After describing the mental and physical difficulty of the descent, the speaker regains their sense of purpose and utters these lines (61–70). This passage marks a turning point in the poem, as the speaker redirects attention from their journey to the ocean floor to the wreck. This redirection of attention parallels a broader thematic shift. This shift involves the speaker setting aside the “story” or “myth” that merely represents the wreck and focusing instead on their first-hand investigation of the wreck as a material reality. In this context, the drowned face is interesting because it blurs the distinction between reality and representation. It’s real insofar as it’s the ship’s figurehead. Yet it’s also representational insofar as it stands for those unfortunate souls who may have perished with the ship. The hint of personification in the phrase “the drowned face” enables this link. The speaker continues making veiled references to the possible victims by drawing attention to the broken parts of the ship. See especially the phrase “the ribs of the disaster,” where ribs refers both to the broken planks of wood that run the ship’s length and to the exposed ribs of the fish-eaten skeletons of the dead.

This is the place.
And I am here, the mermaid whose dark hair
streams black, the merman in his armored body.
We circle silently
about the wreck
we dive into the hold.
I am she: I am he

In these lines (71–77), the speaker begins by affirming that they’ve physically arrived at the site of the wreck. Yet something odd happens here, as the speaker suddenly seems to split in two.

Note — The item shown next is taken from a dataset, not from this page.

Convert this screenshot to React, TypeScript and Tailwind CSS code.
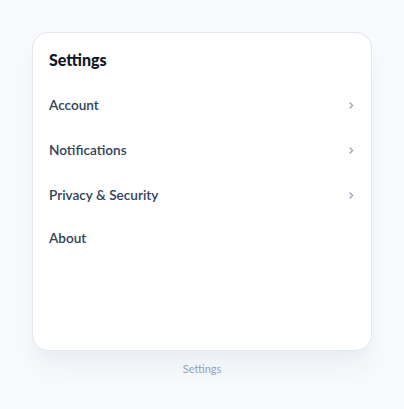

In the second and third lines of the above passage, they identify themself first as a “mermaid,” then as a “merman.” Afterward, they set aside the first-person singular pronoun “I” and take up the plural “we.” Though the speaker returns to the “I” at the end of the passage, their sense of self remains bifurcated into masculine and feminine parts: “I am she: I am he.” Thus, the speaker adopts the perspective of an androgynously gendered plural being. We could interpret this move in at least two ways. First, the speaker could be expressing their own androgyny or nonbinary gender. If we understand the wreck as a metaphor for the speaker’s own experience, this expression of androgyny could represent a moment of self-discovery. Alternatively, the speaker could be adopting a plural perspective to speak for others. Specifically, they may be speaking for all those whose lives and experiences have been excluded from the “book of myths,” as the speaker implies in the poem’s final lines.